*What to work on*
Starting at the first line of the data, please print exactly those lines through the one that holds "const tailR = (c: string)", omitting every picture.

----

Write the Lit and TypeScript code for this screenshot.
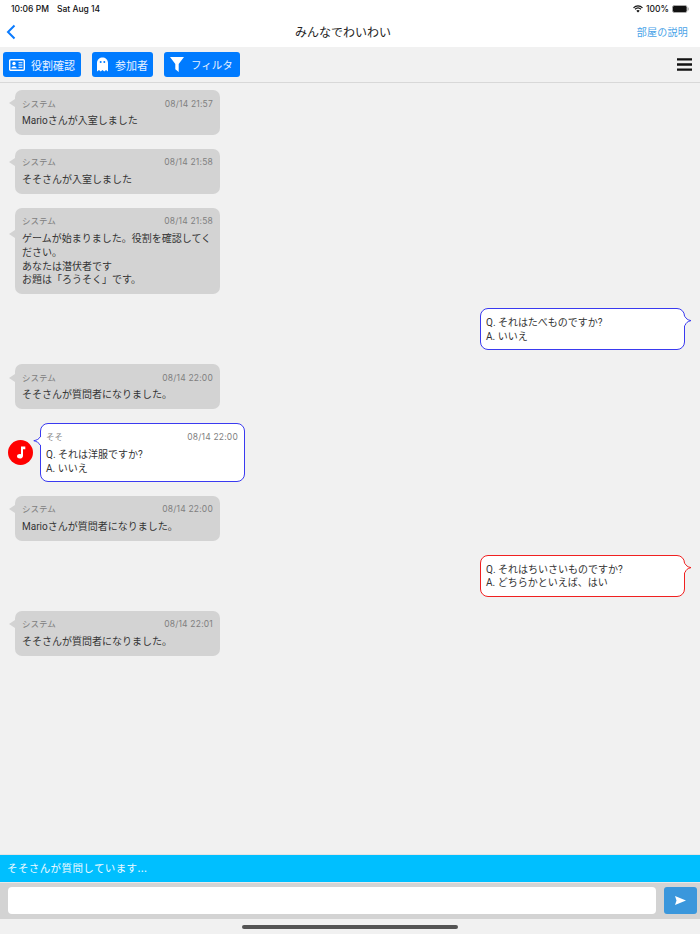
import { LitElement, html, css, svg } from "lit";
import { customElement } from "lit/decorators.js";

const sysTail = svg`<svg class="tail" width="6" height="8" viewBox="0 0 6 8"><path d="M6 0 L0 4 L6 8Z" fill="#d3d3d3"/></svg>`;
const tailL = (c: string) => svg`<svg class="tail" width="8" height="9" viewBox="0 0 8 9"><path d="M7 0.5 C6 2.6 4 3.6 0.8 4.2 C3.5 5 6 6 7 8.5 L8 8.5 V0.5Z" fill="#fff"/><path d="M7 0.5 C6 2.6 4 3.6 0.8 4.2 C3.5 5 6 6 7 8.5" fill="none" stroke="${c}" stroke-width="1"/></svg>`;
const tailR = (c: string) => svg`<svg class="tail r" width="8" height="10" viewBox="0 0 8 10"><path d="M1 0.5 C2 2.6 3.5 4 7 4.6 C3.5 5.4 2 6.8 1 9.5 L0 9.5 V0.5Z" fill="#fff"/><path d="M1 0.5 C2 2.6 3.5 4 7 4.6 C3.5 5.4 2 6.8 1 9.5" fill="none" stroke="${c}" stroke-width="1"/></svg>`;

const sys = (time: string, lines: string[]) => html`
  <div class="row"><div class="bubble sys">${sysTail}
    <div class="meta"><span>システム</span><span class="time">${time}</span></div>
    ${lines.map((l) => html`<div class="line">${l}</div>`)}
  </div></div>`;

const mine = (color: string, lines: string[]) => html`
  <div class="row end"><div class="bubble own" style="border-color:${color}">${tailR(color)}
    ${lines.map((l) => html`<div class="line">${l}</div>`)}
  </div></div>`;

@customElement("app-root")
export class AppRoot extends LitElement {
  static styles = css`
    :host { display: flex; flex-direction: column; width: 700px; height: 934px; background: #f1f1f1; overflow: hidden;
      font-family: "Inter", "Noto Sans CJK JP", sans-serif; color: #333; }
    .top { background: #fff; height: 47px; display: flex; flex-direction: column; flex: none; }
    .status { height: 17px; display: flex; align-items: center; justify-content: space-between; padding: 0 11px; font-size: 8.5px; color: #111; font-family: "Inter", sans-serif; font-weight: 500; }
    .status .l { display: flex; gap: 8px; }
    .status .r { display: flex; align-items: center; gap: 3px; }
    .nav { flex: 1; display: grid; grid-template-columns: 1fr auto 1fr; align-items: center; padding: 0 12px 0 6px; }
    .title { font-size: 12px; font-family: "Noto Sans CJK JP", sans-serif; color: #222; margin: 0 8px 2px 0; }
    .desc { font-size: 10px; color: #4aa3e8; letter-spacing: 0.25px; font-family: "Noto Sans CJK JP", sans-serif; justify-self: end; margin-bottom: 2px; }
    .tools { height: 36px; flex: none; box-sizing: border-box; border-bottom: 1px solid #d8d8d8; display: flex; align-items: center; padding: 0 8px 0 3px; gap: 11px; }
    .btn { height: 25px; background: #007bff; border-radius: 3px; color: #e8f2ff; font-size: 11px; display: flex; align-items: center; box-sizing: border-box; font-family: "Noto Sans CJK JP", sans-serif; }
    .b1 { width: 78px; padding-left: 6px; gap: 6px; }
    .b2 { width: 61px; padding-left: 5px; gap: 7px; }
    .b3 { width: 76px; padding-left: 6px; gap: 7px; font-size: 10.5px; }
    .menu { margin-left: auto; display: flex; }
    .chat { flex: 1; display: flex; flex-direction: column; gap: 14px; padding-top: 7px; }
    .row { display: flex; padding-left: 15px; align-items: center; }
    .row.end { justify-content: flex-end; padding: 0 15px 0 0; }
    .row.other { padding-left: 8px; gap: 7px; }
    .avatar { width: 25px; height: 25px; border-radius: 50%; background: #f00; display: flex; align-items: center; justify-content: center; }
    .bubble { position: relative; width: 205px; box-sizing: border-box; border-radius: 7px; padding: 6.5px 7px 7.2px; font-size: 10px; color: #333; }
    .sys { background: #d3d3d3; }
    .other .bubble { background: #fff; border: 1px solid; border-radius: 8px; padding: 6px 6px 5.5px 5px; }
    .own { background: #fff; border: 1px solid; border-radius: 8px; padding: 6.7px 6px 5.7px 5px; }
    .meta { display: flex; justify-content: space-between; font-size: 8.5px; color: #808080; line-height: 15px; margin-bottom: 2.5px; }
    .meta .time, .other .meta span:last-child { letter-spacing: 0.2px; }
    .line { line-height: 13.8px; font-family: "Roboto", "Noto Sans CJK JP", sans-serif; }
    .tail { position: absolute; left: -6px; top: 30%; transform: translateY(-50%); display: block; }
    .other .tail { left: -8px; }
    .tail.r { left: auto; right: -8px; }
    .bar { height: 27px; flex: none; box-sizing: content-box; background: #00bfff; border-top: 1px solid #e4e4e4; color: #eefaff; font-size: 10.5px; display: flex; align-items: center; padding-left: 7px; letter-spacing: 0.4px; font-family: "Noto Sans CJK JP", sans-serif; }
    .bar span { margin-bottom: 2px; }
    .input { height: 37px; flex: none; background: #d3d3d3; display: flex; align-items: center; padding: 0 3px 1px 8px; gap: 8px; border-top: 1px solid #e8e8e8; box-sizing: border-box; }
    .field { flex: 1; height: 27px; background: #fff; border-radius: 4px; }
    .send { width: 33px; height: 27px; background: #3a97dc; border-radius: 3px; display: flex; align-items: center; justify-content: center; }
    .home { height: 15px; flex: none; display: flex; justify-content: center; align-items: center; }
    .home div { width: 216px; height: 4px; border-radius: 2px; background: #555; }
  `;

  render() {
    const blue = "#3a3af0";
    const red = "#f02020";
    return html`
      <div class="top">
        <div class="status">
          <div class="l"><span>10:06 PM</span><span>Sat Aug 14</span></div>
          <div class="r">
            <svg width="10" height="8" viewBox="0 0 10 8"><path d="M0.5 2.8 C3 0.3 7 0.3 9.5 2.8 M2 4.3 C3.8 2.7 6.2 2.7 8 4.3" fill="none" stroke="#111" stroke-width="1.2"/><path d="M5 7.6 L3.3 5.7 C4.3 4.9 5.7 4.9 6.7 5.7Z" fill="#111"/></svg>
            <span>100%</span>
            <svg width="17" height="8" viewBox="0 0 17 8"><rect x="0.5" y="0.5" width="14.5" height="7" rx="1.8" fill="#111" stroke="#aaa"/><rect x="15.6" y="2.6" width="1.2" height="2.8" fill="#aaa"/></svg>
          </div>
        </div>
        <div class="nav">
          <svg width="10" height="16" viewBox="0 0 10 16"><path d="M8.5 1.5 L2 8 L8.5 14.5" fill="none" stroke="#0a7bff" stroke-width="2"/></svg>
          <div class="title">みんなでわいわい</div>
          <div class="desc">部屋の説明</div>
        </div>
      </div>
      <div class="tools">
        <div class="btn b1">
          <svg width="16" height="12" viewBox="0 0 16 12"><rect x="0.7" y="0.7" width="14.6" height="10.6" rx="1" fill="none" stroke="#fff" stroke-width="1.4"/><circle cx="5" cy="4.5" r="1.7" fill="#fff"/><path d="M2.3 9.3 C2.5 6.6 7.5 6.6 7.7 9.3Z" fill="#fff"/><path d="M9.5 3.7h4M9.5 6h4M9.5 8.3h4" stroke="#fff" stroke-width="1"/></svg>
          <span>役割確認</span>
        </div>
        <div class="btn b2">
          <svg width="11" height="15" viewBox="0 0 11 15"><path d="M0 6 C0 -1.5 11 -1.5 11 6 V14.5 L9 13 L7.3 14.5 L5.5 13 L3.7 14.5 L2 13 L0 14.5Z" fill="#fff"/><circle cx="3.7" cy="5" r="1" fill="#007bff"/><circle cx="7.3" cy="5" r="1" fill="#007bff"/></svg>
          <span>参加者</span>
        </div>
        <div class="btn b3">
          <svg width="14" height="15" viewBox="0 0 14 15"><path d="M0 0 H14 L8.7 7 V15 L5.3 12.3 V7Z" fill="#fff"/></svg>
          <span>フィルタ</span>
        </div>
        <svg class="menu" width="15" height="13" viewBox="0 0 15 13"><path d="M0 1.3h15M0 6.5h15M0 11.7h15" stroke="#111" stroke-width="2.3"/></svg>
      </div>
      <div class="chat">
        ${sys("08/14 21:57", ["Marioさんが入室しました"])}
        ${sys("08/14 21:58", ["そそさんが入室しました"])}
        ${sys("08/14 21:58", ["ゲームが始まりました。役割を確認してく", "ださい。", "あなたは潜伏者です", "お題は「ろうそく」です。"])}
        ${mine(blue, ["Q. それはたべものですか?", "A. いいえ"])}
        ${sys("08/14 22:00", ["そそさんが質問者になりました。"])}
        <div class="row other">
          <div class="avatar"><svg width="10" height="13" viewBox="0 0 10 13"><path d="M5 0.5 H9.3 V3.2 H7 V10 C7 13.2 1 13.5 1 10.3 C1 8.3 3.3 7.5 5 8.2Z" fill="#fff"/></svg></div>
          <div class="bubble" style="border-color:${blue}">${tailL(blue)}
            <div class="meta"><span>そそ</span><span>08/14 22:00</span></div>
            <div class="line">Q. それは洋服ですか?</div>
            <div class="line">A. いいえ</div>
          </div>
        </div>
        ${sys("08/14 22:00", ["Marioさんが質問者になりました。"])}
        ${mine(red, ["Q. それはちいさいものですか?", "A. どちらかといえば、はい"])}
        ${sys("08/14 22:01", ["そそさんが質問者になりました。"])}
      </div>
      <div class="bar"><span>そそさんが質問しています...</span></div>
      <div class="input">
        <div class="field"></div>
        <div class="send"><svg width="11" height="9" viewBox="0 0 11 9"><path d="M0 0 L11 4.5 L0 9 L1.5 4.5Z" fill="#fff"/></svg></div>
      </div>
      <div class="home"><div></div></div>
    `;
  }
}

----

*Result below*
Write the Lit and TypeScript code for this screenshot.
import { LitElement, html, css, svg } from "lit";
import { customElement } from "lit/decorators.js";

const sysTail = svg`<svg class="tail" width="6" height="8" viewBox="0 0 6 8"><path d="M6 0 L0 4 L6 8Z" fill="#d3d3d3"/></svg>`;
const tailL = (c: string) => svg`<svg class="tail" width="8" height="9" viewBox="0 0 8 9"><path d="M7 0.5 C6 2.6 4 3.6 0.8 4.2 C3.5 5 6 6 7 8.5 L8 8.5 V0.5Z" fill="#fff"/><path d="M7 0.5 C6 2.6 4 3.6 0.8 4.2 C3.5 5 6 6 7 8.5" fill="none" stroke="${c}" stroke-width="1"/></svg>`;
const tailR = (c: string) => svg`<svg class="tail r" width="8" height="10" viewBox="0 0 8 10"><path d="M1 0.5 C2 2.6 3.5 4 7 4.6 C3.5 5.4 2 6.8 1 9.5 L0 9.5 V0.5Z" fill="#fff"/><path d="M1 0.5 C2 2.6 3.5 4 7 4.6 C3.5 5.4 2 6.8 1 9.5" fill="none" stroke="${c}" stroke-width="1"/></svg>`;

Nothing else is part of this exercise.